Communicator (communicator) wrote,
Communicator
communicator

Full Dark No Stars

I just listened to the new Stephen King collection - Full Dark No Stars - on audio. This is a collection of four novellas. King's similar 1982 collection, Different Seasons, resulted in three films which were massive successes: Shawshank, Green Mile and Stand By Me. I can not imagine that this collection will have a similar fate. In the Afterward King describes the stories as 'Harsh' and even 'Assaultive', and this is a fair appraisal. I take 'assaultive' to mean that they assault the reader with unpleasant emotion. These are good stories, well written, but quite tough to get through. I often listen to audio novels in the bath or in bed, and a lot of this was not really suitable for such moments of relaxation. It is interesting that Shawshank Prison is mentioned in several places in different stories, and this collection answers the feel-good of the old collection with some feel-bad action. It's good but it is pretty harsh.

There are two general points about this collection, and they are features of King's writing in general. Firstly it has become quite an idiosyncrasy of King's work that many characters borrow characteristics from the writer. Among the characters in this series are an embarrassing drunkard, a bookish misanthrope, and a middle-brow writer almost killed on a backroad in Maine by a redneck in a van. Secondly this series dramatises the experience of stress splitting off parts of the core personality. These alter-egos are either recognised for what they are, by the more intelligent characters, or taken as ghosts and demons by the less insightful characters. The device was very well handled in these stories.

Oh, I thought of another overarching point. The stories in this series do not always portray women as sympathetic or good, but they are all informed by an understanding of violence against women, and how social conventions and prejudices limit women's choices and render them unprotected. I think there is one major mis-step in one of the stories, where the revelation that a person is evil coincides with the discovery that she is a lesbian. My guess - because I know King has liberal values - is that he would say 'well, anyone can be evil' and that's kind of the point. But I think it was mishandled and came across as gratuitous. I don't think it's homophobic but I think it was clumsy.

The four stories are:

1922: This is inspired by the brilliant Wisconsin Death Trip. It's about a farmhouse killing in rural Nebraska. I think in places it goes too lurid and overboard, but I only say that because the rest of it is so accomplished. I think he should have been confident enough in the story to do without some of the embellishments.

Big Driver: This is a story about a brutal rape of a woman and how she deals with it. I found it a hard read, but it is a well written and uncompromising look at violence against women. I think this could only work as prose, with the woman as the point of view subject, and not an object of the external gaze as she would be in a film, even a well-intentioned film.

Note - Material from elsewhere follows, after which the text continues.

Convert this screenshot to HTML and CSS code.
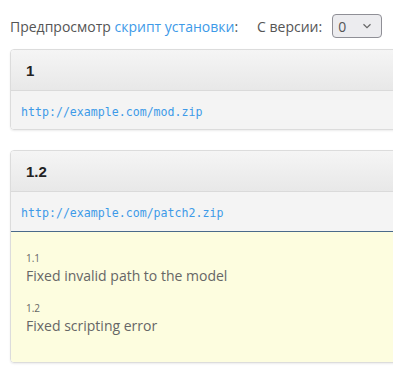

Fair Extension: This actually doesn't fit in that well with the rest of the collection. It's about a man's bargain with Satan. It seems undeveloped to me. Least successful of the four, though perhaps its unsatisfactory nature is in some way the point? What redeemed it for me was the very funny energetic reading, which was full of a kind of wounded self-righteous selfishness which reminded me of George W Bush.

A Good Marriage: Inspired by the BTK killer. A wife discovers her mild mannered husband is a serial killer. Another successful exploration of a woman's subjective experience. This woman is a bit of a drip, which I guess is the point. The writing was effective and the forward-push of the plot was compelling.